1. Jul 28, 2009

### Steely Dan

It seems to me that the very fact that particles have finite size defeats this argument, as you could not have an infinite series of particles arranged in the manner described by Laraudogotia, because eventually the distance between particles would be smaller than the radius of the particle in question; i.e., there must be some finite number of particles. Is there a flaw in this reasoning?

2. Jul 28, 2009

### buffordboy23

I didn't read the whole article (about half-way through page 2), but I agree with you. In "reality" this doesn't make sense at all b/c of what you said.

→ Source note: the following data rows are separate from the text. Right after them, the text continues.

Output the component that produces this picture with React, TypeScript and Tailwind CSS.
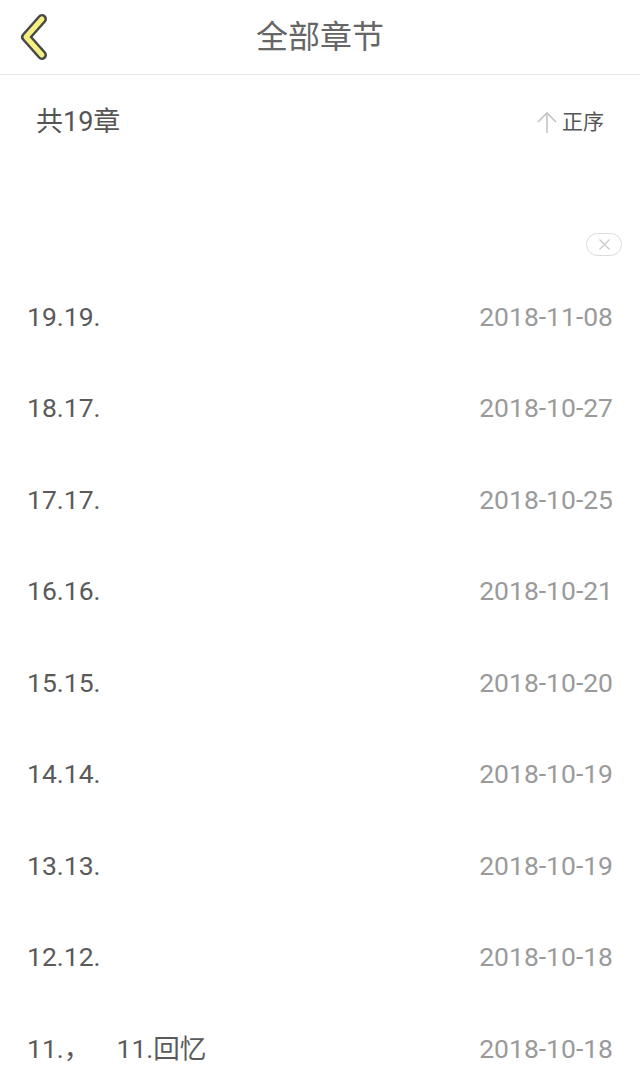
import React from "react";

const rows: [string, string][] = [
  ["19.19.", "2018-11-08"],
  ["18.17.", "2018-10-27"],
  ["17.17.", "2018-10-25"],
  ["16.16.", "2018-10-21"],
  ["15.15.", "2018-10-20"],
  ["14.14.", "2018-10-19"],
  ["13.13.", "2018-10-19"],
  ["12.12.", "2018-10-18"],
  ["11.，    11.回忆", "2018-10-18"],
];

export default function App() {
  return (
    <div
      className="w-[640px] h-[1092px] bg-white overflow-hidden"
      style={{ fontFamily: 'Roboto, "Noto Sans CJK SC", sans-serif' }}
    >
      <div className="relative h-[75px] border-b border-[#e6e6e6] flex items-center justify-center">
        <svg
          className="absolute left-[15px] top-[10px]"
          width="36"
          height="54"
          viewBox="0 0 36 54"
        >
          <polyline
            points="27,9 11,27 27,45"
            fill="none"
            stroke="#484848"
            strokeWidth="10"
            strokeLinecap="round"
            strokeLinejoin="round"
          />
          <polyline
            points="27,9 11,27 27,45"
            fill="none"
            stroke="#f6ef82"
            strokeWidth="5"
            strokeLinecap="round"
            strokeLinejoin="round"
          />
        </svg>
        <span className="text-[32px] text-[#666] leading-none">全部章节</span>
      </div>

      <div className="h-[94px] flex items-center justify-between pl-[36px] pr-[36px]">
        <span className="text-[27px] text-[#555] leading-none">共19章</span>
        <div className="flex items-center gap-[5px]">
          <svg width="20" height="24" viewBox="0 0 20 24">
            <line x1="10" y1="3" x2="10" y2="23" stroke="#c4c4c4" strokeWidth="1.6" />
            <polyline points="1,12 10,3 19,12" fill="none" stroke="#c4c4c4" strokeWidth="1.6" />
          </svg>
          <span className="text-[21px] text-[#555] leading-none">正序</span>
        </div>
      </div>

      <div className="h-[102px] flex items-end justify-end pr-[18px] pb-[15px]">
        <div className="w-[36px] h-[23px] rounded-full border border-[#dcdcdc] flex items-center justify-center">
          <svg width="13" height="13" viewBox="0 0 13 13">
            <line x1="1.5" y1="1.5" x2="11.5" y2="11.5" stroke="#c8c8c8" strokeWidth="1.2" />
            <line x1="11.5" y1="1.5" x2="1.5" y2="11.5" stroke="#c8c8c8" strokeWidth="1.2" />
          </svg>
        </div>
      </div>

      <div className="flex flex-col">
        {rows.map(([t, d], i) => (
          <div
            key={i}
            className="h-[91.5px] shrink-0 flex items-center justify-between pl-[27px] pr-[27px]"
          >
            <span className="text-[26.5px] text-[#5a5a5a] leading-none whitespace-pre">{t}</span>
            <span className="text-[26.5px] text-[#9a9a9a] leading-none">{d}</span>
          </div>
        ))}
      </div>
    </div>
  );
}
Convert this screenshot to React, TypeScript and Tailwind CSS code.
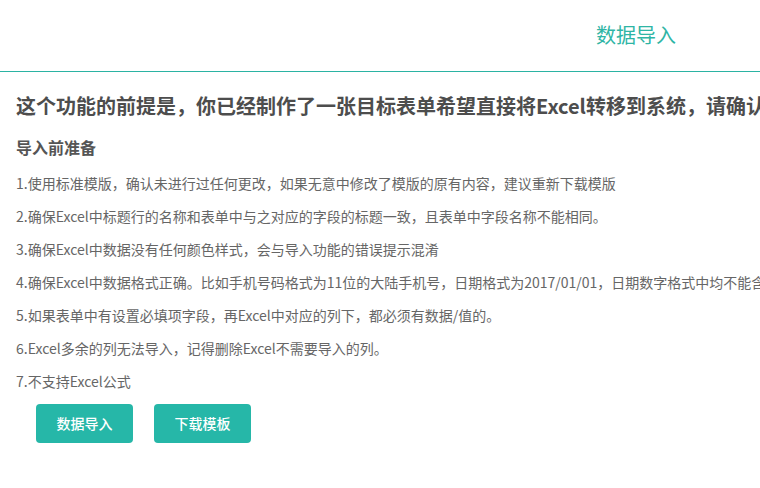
import React from 'react';

const tips: string[] = [
  '1.使用标准模版，确认未进行过任何更改，如果无意中修改了模版的原有内容，建议重新下载模版',
  '2.确保Excel中标题行的名称和表单中与之对应的字段的标题一致，且表单中字段名称不能相同。',
  '3.确保Excel中数据没有任何颜色样式，会与导入功能的错误提示混淆',
  '4.确保Excel中数据格式正确。比如手机号码格式为11位的大陆手机号，日期格式为2017/01/01，日期数字格式中均不能含有空格',
  '5.如果表单中有设置必填项字段，再Excel中对应的列下，都必须有数据/值的。',
  '6.Excel多余的列无法导入，记得删除Excel不需要导入的列。',
  '7.不支持Excel公式',
];

const App: React.FC = () => {
  return (
    <div className="w-[760px] h-[488px] overflow-hidden bg-white font-['Noto_Sans_CJK_SC',sans-serif]">
      <div className="h-[72px] border-b border-[#2bb3a3] flex items-center justify-end pr-[84px] pb-[2px]">
        <span className="text-[20px] leading-[28px] text-[#2fb5a5]">数据导入</span>
      </div>

      <div className="pl-4 whitespace-nowrap">
        <h1 className="mt-[20px] text-[20px] leading-[28px] font-bold text-[#4d4d4d]">
          这个功能的前提是，你已经制作了一张目标表单希望直接将Excel转移到系统，请确认表格格式
        </h1>
        <h2 className="mt-[15px] text-[16px] leading-[24px] font-bold text-[#555]">导入前准备</h2>
        <ul className="mt-[8px] text-[14px] leading-[33px] text-[#666]">
          {tips.map((t) => (
            <li key={t}>{t}</li>
          ))}
        </ul>
      </div>

      <div className="flex gap-[21px] pl-[36px] mt-[6px]">
        <button className="w-[97px] h-[39px] rounded-[4px] bg-[#26b7a8] text-white text-[14px] font-medium">
          数据导入
        </button>
        <button className="w-[97px] h-[39px] rounded-[4px] bg-[#26b7a8] text-white text-[14px] font-medium">
          下载模板
        </button>
      </div>
    </div>
  );
};

export default App;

However, let's see what the theoretical side of this says, since a theoretical truth doesn't imply a "reality" truth. According to the author, this idea holds for particles even of "finite" size although he uses "point" particles specifically in the sections I read. Now, go ahead and pick a particle of any constant and finite size (e.g. say, 1/(2^100)) . Using the authors own definitions for the positions of the infinite particles, we see that there is a contradiction here as well, similar to what you stated in "reality"; the particles would have to be of decreasing and decreasing radius as the position index increases, so as not to overlap, but I see no mention of this "nutty" idea (EDIT: actually, I do. So, the author is suggesting that the first particle can be many many orders of magnitude larger in radius than particles of higher indexes, while still retaining the same mass -- I wonder if he considered the effect of the critical density needed to form a black hole. ).

So far, the author's work makes sense for point particles, but of what practical use is it? I don't know the answer to this (EDIT: And, my interest is now decimated).

Last edited: Jul 28, 2009
3. Jul 28, 2009

### Steely Dan

Well, the idea of decreasing radius necessarily does imply increasing density to retain the same mass, you are correct. However, the formation of one of these particles into a black hole would not alter the problem, as the gravitational force is dependent simply upon mass and distance, and if we were neglecting gravitational forces to begin with, there would be no reason to include it simply because something had the necessary density to become a black hole - it would still exert the same force on all objects a given distance away (at least, in classical Newtonian mechanics). However, there are two "realistic" problems with this approach; the first is that in reality, we know that point particles cannot exist, and there is some minimum radius that objects can have (even if that's the Planck length, or the length of a string in string theory). The second, related, point, is that this would imply densities reaching infinity as we get farther along the axis, and arbitrarily high densities are similarly not allowed, as far as I know.

Of course, in Newtonian mechanics we consider space to be a continuum, not divided up discretely as in some formulations of quantum mechanics. Nevertheless, it seems physically impossible to generate particles with arbitrarily high densities.

4. Jul 29, 2009

### buffordboy23

I wasn't even thinking of the gravitational force between other particles, but you could look at it from this angle if you wish. I was thinking about an "elastic" collision between black holes.

Of course, we must realize that this problem is Laraudogoitia’s playground and that he sets the rules to play the game. However, mother nature doesn't play her game by the same rules.